Archive on Four Disgusted, Mary Whitehouse is on Radio 4 March 5th 2022 at 8pm
It was back in summer 2019 that I first found out that Oxford University’s world famous Bodleian Library had just acquired the Mary Whitehouse diaries. And I knew straight away that I wanted to read them. I’d been a child of the 70s, seeing her mocked and dismissed as an anti-sex prude. A lot of unpleasant truths were being reassessed about that decade. What might I find by reading her point of view?
I also realised I was now nearly the same age as she’d been when she began her clean up tv campaign in 1963. I knew a thing or two about what it took to stand up as an individual woman to the power of a national broadcaster. In December 2019, I paid my first visit to the Weston Library, where the special collections of modern manuscripts were kept, and saw the Mary Whitehouse diaries in their raw state; a physical manifestation of her multitasking, formidable and relentless campaigning mind.
There were stacks of boxes bursting with letters and newspaper cuttings. These were her private campaign diaries, separate to the official National Viewer and Listener Association papers now housed at the University of Essex. The diaries occupy a fascinating mysterious inbetween world – somewhere between official correspondence and personal private channels of influence. I carefully leafed through one box and found correspondence with Prime Minister, Margaret Thatcher, and letters to Prince Charles, the Queen and Princess Diana. She kept all the newspaper cartoons of her, clearly understanding that coverage of any kind was evidence of her influence. And she was proud of the fact that her Spitting Image puppet was smiling, and, she said, the only “ordinary” citizen on the show.
I spent several weeks in the library during 2020 going through every diary and cutting and letter. And you can read one of the many stories I found about her here: Her successful 1994 battle involving the Queen to stop humanists getting on Throught For The Day. Thanks to Francesca Alves, Nicole Gilroy and their colleagues at the Bodleian, and to St Edmund Hall’s staff and Principal, Professor Katherine Willis, for all their help and support on those long research days during partial lockdown.
Eager to turn even a fraction of this into radio I sent a pitch to Radio 4’s commissioning editor who gave a speedy yes (thank you!) and teamed up with my brilliant and regular collaborators, producers Simon and Thomas Guerrier. Given the three of us first worked together filming a Doctor Who Vengeance on Varos DVD extra, called The Idiot’s Lantern, it was particularly apposite that we should explore more closely the life of the woman who waged a high profile and effective campaign against excessive violence in Doctor Who. Simon’s written a wonderful blogpost about Mary Whitehouse vs Doctor Who.

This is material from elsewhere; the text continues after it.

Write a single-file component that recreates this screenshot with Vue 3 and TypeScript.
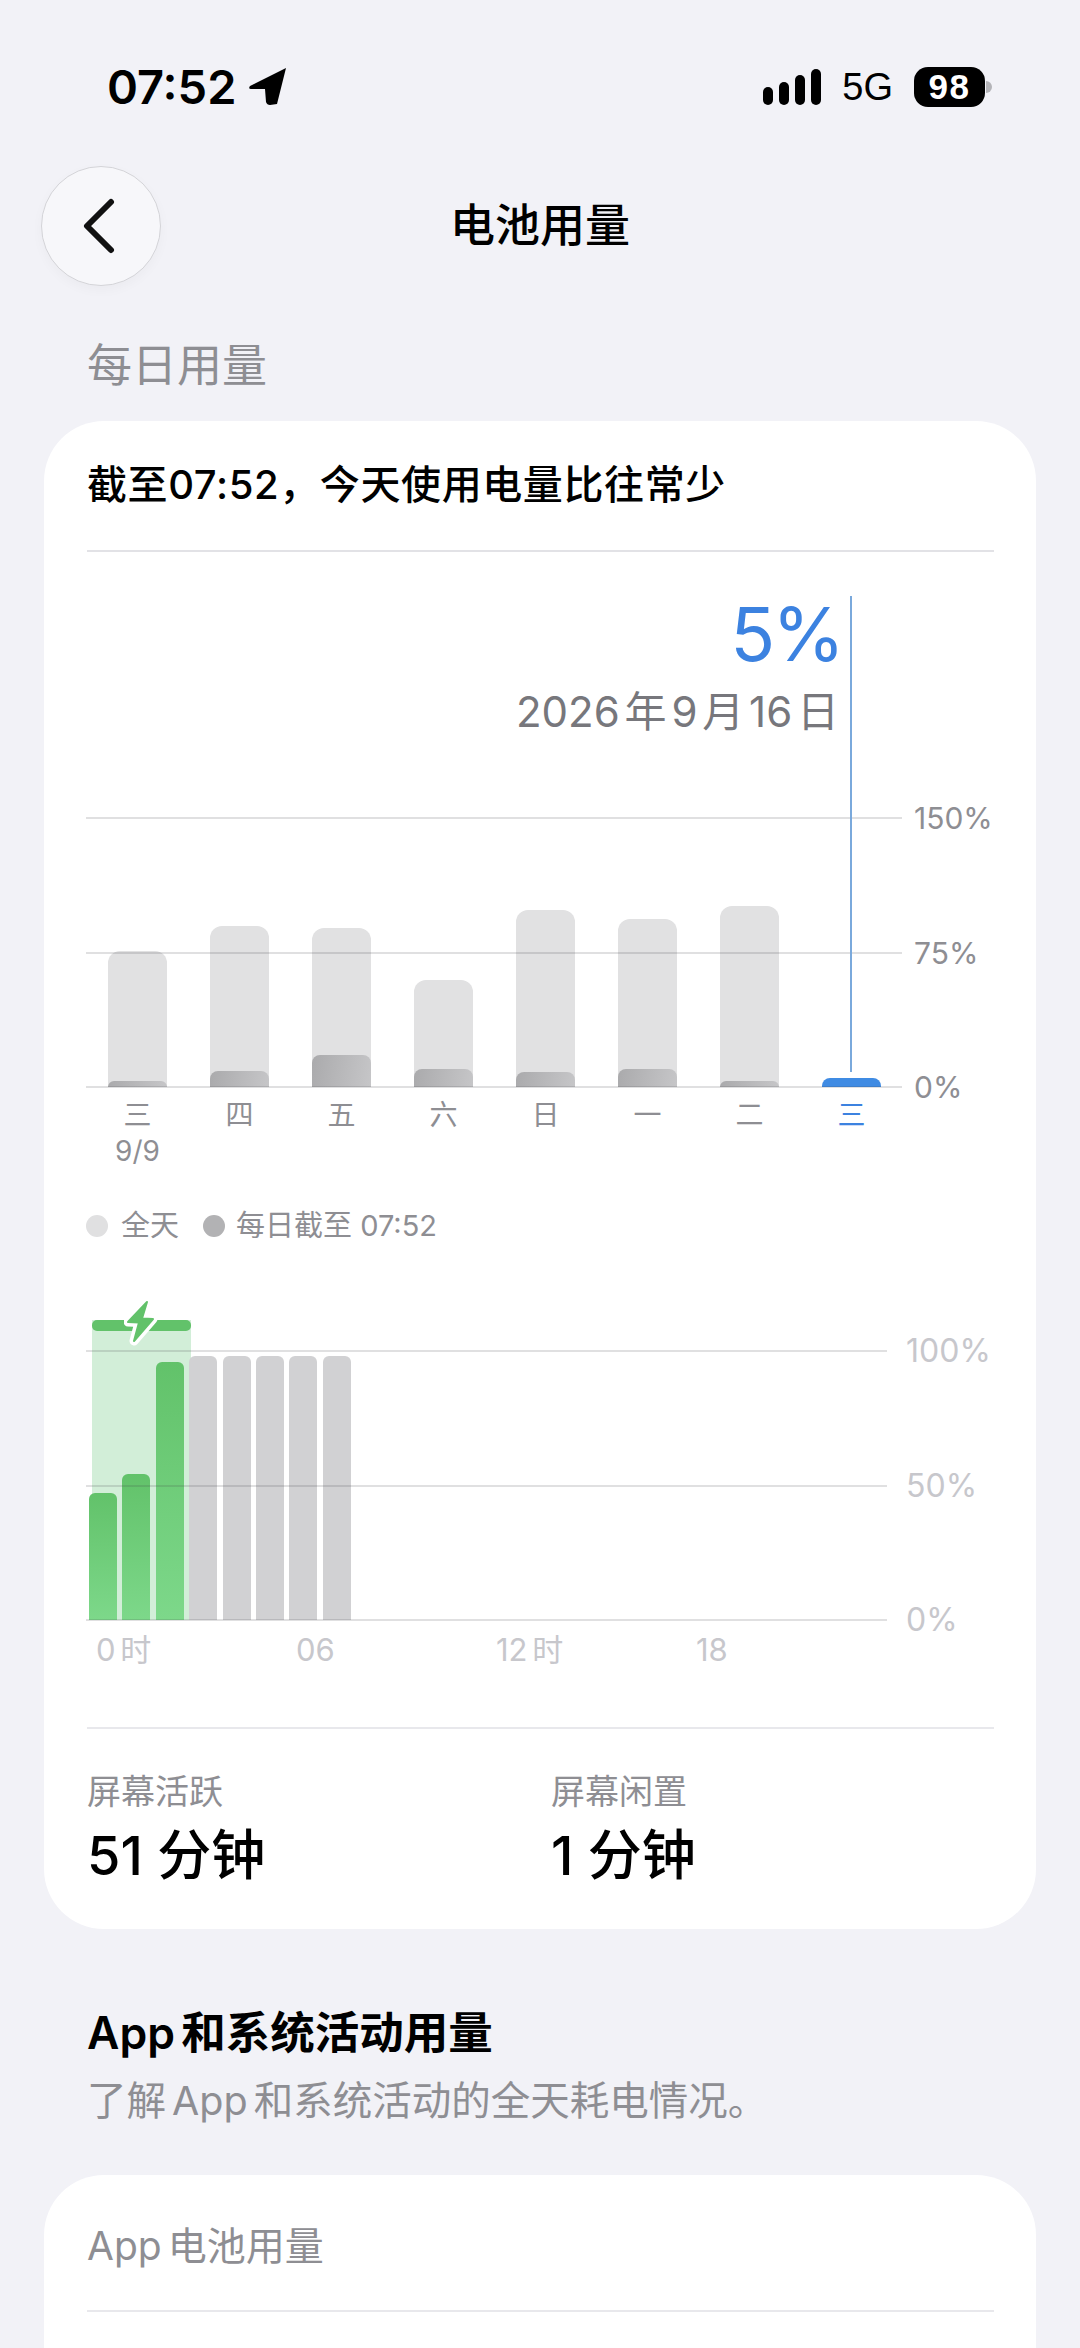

Fiona Whitehouse, whose father Paul, inherited the diaries after Mary’s death in 2001, was instrumental in finding the diaries their new home in the Bod. Talking to her and her family was a fascinating and insightful experience. It’s fair to say Mary Whitehouse was a strong and divisive personality. But as you’ll hear in the programme, Fiona had a very close and warm bond with her grandmother, who was never a conventional housewife, whatever the myth that was lazily repeated in the press. They disagreed strongly on Mary’s religious belief that homosexuality was a “sin”, but I hope the programme conveys the idea that Whitehouse could be wrong and simultaneously right on different moral and ethical issues of her day. Her views on tackling pornography, especially as computer technology took off dating back to the late 1960s, are remarkably prescient. As people are very fond of saying these days, she claimed to be on the right side of history when it came to the impact of unregulated pornography on society.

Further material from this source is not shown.